> _SOURCE EXCERPT_

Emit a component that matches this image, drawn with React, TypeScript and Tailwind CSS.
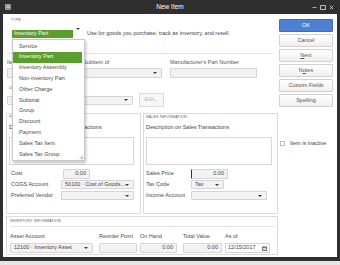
import React from "react";

const typeItems = [
  "Service",
  "Inventory Part",
  "Inventory Assembly",
  "Non-inventory Part",
  "Other Charge",
  "Subtotal",
  "Group",
  "Discount",
  "Payment",
  "Sales Tax Item",
  "Sales Tax Group",
];

function Caret() {
  return (
    <span className="w-0 h-0 shrink-0 border-l-[2px] border-r-[2px] border-t-[2px] border-l-transparent border-r-transparent border-t-[#3a3a3a]" />
  );
}

function Select({ text, className }: { text?: string; className: string }) {
  return (
    <div
      className={`h-[9px] bg-[#f2f2f2] border border-[#d5d5d5] rounded-[1px] flex items-center justify-between pl-[3px] pr-[4px] ${className}`}
    >
      <span className="truncate text-[#444]">{text}</span>
      <Caret />
    </div>
  );
}

function Field({ text, className }: { text?: string; className: string }) {
  return (
    <div
      className={`h-[10px] bg-[#f2f2f2] border border-[#d5d5d5] rounded-[1px] flex items-center justify-end px-[3px] text-[#444] ${className}`}
    >
      {text}
    </div>
  );
}

function Header({ children }: { children: React.ReactNode }) {
  return <div className="text-[3.6px] uppercase tracking-[0.2px] text-[#555]">{children}</div>;
}

function Btn({ children, primary }: { children: React.ReactNode; primary?: boolean }) {
  return (
    <div
      className={`h-[13px] rounded-[1px] flex items-center justify-center border ${
        primary
          ? "bg-[#4d80d2] border-[#3c6cbd] text-white"
          : "bg-gradient-to-b from-white to-[#efefef] border-[#d2d2d2] text-[#555]"
      }`}
    >
      {children}
    </div>
  );
}

export default function App() {
  return (
    <div className="w-[340px] h-[265px] bg-[#e6e6e6] font-['Liberation_Sans',Arial,sans-serif] text-[5.5px] leading-none text-[#4a4a4a]">
      <div className="w-[340px] h-[261px] bg-[#2f2f2f] flex flex-col">
        {/* title bar */}
        <div className="h-[14px] shrink-0 grid grid-cols-[1fr_auto_1fr] items-center px-[5px]">
          <svg width="6" height="6" viewBox="0 0 6 6">
            <rect x="0.5" y="0.5" width="5" height="5" fill="#8a8a8a" stroke="#bbb" strokeWidth="0.6" />
            <rect x="1.5" y="1.6" width="3" height="0.7" fill="#eee" />
            <rect x="1.5" y="3.2" width="3" height="0.7" fill="#eee" />
          </svg>
          <span className="text-white text-[6.5px]">New Item</span>
          <div className="flex items-center justify-end gap-[3px] pr-[1px]">
            <svg width="5" height="5" viewBox="0 0 5 5">
              <rect x="0.5" y="2.2" width="4" height="0.8" fill="#cfcfcf" />
            </svg>
            <svg width="6" height="5" viewBox="0 0 6 5">
              <rect x="0.6" y="0.6" width="4.8" height="3.8" fill="none" stroke="#cfcfcf" strokeWidth="0.9" />
            </svg>
            <svg width="5" height="5" viewBox="0 0 5 5">
              <path d="M0.8 0.8 L4.2 4.2 M4.2 0.8 L0.8 4.2" stroke="#cfcfcf" strokeWidth="0.9" />
            </svg>
          </div>
        </div>

        {/* window body */}
        <div className="flex-1 mx-[3px] mb-[4px] bg-white flex relative">
          <div className="w-[275px] flex flex-col">
            <div className="mt-[5px] ml-[8px] h-[5px]">
              <Header>Type</Header>
            </div>

            <div className="mt-[6px] h-[8px] ml-[9px] flex items-center">
              <div className="w-[61px] h-[8px] bg-[#5b9e2e] text-white flex items-center pl-[2px]">
                Inventory Part
              </div>
              <span className="ml-[3px]">
                <Caret />
              </span>
              <span className="ml-[7px] text-[#444]">
                Use for goods you purchase, track as inventory, and resell.
              </span>
            </div>

            <div className="mt-[15px] ml-[4px] w-[266px] h-px bg-[#e3e3e3]" />

            <div className="mt-[6px] h-[6px] ml-[4px] flex items-center text-[#555]">
              <span className="w-[76px]">Item Name/Number</span>
              <span className="w-[87px]">Subitem of</span>
              <span>Manufacturer's Part Number</span>
            </div>
            <div className="mt-[2px] h-[10px] ml-[4px] flex items-center">
              <div className="w-[73px] h-[10px] bg-[#f2f2f2] border border-[#d5d5d5]" />
              <Select className="ml-[3px] w-[79px] h-[10px]" />
              <div className="ml-[8px] w-[87px] h-[10px] bg-[#f2f2f2] border border-[#d5d5d5]" />
            </div>

            <div className="mt-[9px] h-[5px] ml-[6px]">
              <Header>Unit of Measure</Header>
            </div>
            <div className="mt-[1px] h-[14px] ml-[4px] flex items-center">
              <Select className="w-[126px]" />
              <div className="ml-[6px] w-[25px] h-[14px] border border-[#dadada] bg-[#f7f7f7] flex items-center justify-center text-[#b5b5b5]">
                Edit...
              </div>
            </div>

            {/* purchase / sales */}
            <div className="mt-[6px] ml-[3px] h-[101px] flex gap-[2px]">
              <div className="w-[135px] border border-[#dcdcdc] flex flex-col pl-[2px] pr-[6px]">
                <div className="mt-[2px] h-[4px]">
                  <Header>Purchase Information</Header>
                </div>
                <div className="mt-[5px] h-[6px] text-[#444]">Description on Purchase Transactions</div>
                <div className="mt-[6px] h-[28px] border border-[#d8d8d8] bg-white" />
                <div className="mt-[3px] flex flex-col pl-[2px]">
                  <div className="h-[11px] flex items-center">
                    <span className="w-[52px]">Cost</span>
                    <Field className="w-[27px] h-[9px]" text="0.00" />
                  </div>
                  <div className="h-[11px] flex items-center">
                    <span className="w-[52px]">COGS Account</span>
                    <Select className="w-[75px]" text="50100 · Cost of Goods..." />
                  </div>
                  <div className="h-[11px] flex items-center">
                    <span className="w-[52px]">Preferred Vendor</span>
                    <Select className="w-[75px]" />
                  </div>
                </div>
              </div>

              <div className="w-[135px] border border-[#dcdcdc] flex flex-col pl-[2px] pr-[5px]">
                <div className="mt-[2px] h-[4px]">
                  <Header>Sales Information</Header>
                </div>
                <div className="mt-[5px] h-[6px] text-[#444]">Description on Sales Transactions</div>
                <div className="mt-[6px] h-[28px] border border-[#d8d8d8] bg-white" />
                <div className="mt-[3px] flex flex-col">
                  <div className="h-[11px] flex items-center">
                    <span className="w-[45px]">Sales Price</span>
                    <Field className="w-[37px] border-l-[#333]" text="0.00" />
                  </div>
                  <div className="h-[11px] flex items-center">
                    <span className="w-[45px]">Tax Code</span>
                    <Select className="w-[33px]" text="Tax" />
                  </div>
                  <div className="h-[11px] flex items-center">
                    <span className="w-[45px]">Income Account</span>
                    <Select className="w-[76px]" />
                  </div>
                </div>
              </div>
            </div>

            {/* inventory */}
            <div className="mt-[2px] ml-[3px] w-[272px] h-[39px] border border-[#dcdcdc] flex flex-col px-[3px]">
              <div className="mt-[3px] h-[4px]">
                <Header>Inventory Information</Header>
              </div>
              <div className="mt-[2px] h-px bg-[#e3e3e3]" />
              <div className="mt-[7px] h-[6px] flex items-center">
                <span className="w-[89px]">Asset Account</span>
                <span className="w-[41px]">Reorder Point</span>
                <span className="w-[43px]">On Hand</span>
                <span className="w-[42px]">Total Value</span>
                <span>As of</span>
              </div>
              <div className="mt-[3px] h-[10px] flex items-center">
                <Select className="w-[83px] h-[10px]" text="12100 · Inventory Asset" />
                <Field className="ml-[6px] w-[38px]" />
                <Field className="ml-[3px] w-[37px]" text="0.00" />
                <Field className="ml-[6px] w-[39px]" text="0.00" />
                <div className="ml-[3px] w-[45px] h-[10px] border border-[#d5d5d5] bg-white flex items-center justify-between px-[2px] text-[#444]">
                  <span>12/15/2017</span>
                  <svg width="5" height="5" viewBox="0 0 5 5">
                    <rect x="0" y="0.5" width="5" height="4.5" fill="#666" />
                    <rect x="0.8" y="1.8" width="3.4" height="2.4" fill="#ddd" />
                  </svg>
                </div>
              </div>
            </div>
          </div>

          {/* buttons column */}
          <div className="ml-[1px] w-[54px] flex flex-col">
            <div className="mt-[5px] flex flex-col gap-[2px]">
              <Btn primary>OK</Btn>
              <Btn>Cancel</Btn>
              <Btn>
                <span>
                  <span className="underline">N</span>ext
                </span>
              </Btn>
              <Btn>
                <span>
                  N<span className="underline">o</span>tes
                </span>
              </Btn>
              <Btn>Custom Fields</Btn>
              <Btn>Spelling</Btn>
            </div>
            <div className="mt-[34px] ml-[1px] flex items-center">
              <span className="w-[5px] h-[5px] border border-[#bdbdbd] bg-white" />
              <span className="ml-[5px] text-[#444]">Item is inactive</span>
            </div>
          </div>

          {/* open type dropdown */}
          <div className="absolute left-[9px] top-[25px] w-[73px] h-[122px] bg-white border border-[#c9c9c9] shadow-[1px_2px_3px_rgba(0,0,0,0.25)] pt-[1px]">
            {typeItems.map((item) => (
              <div
                key={item}
                className={`h-[10.8px] mr-[2px] flex items-center pl-[6px] ${
                  item === "Inventory Part" ? "bg-[#5b9e2e] text-white" : "text-[#4a4a4a]"
                }`}
              >
                {item}
              </div>
            ))}
            <svg className="absolute right-[1px] bottom-[1px]" width="4" height="4" viewBox="0 0 4 4">
              <path d="M4 0 L4 4 L0 4 Z" fill="#c4c4c4" />
            </svg>
          </div>
        </div>
      </div>
    </div>
  );
}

> _PROBLEM_
Determine how many lines of the listing above include the word "React", and report that number only.

> _RESPONSE TO THIS EXERCISE_
4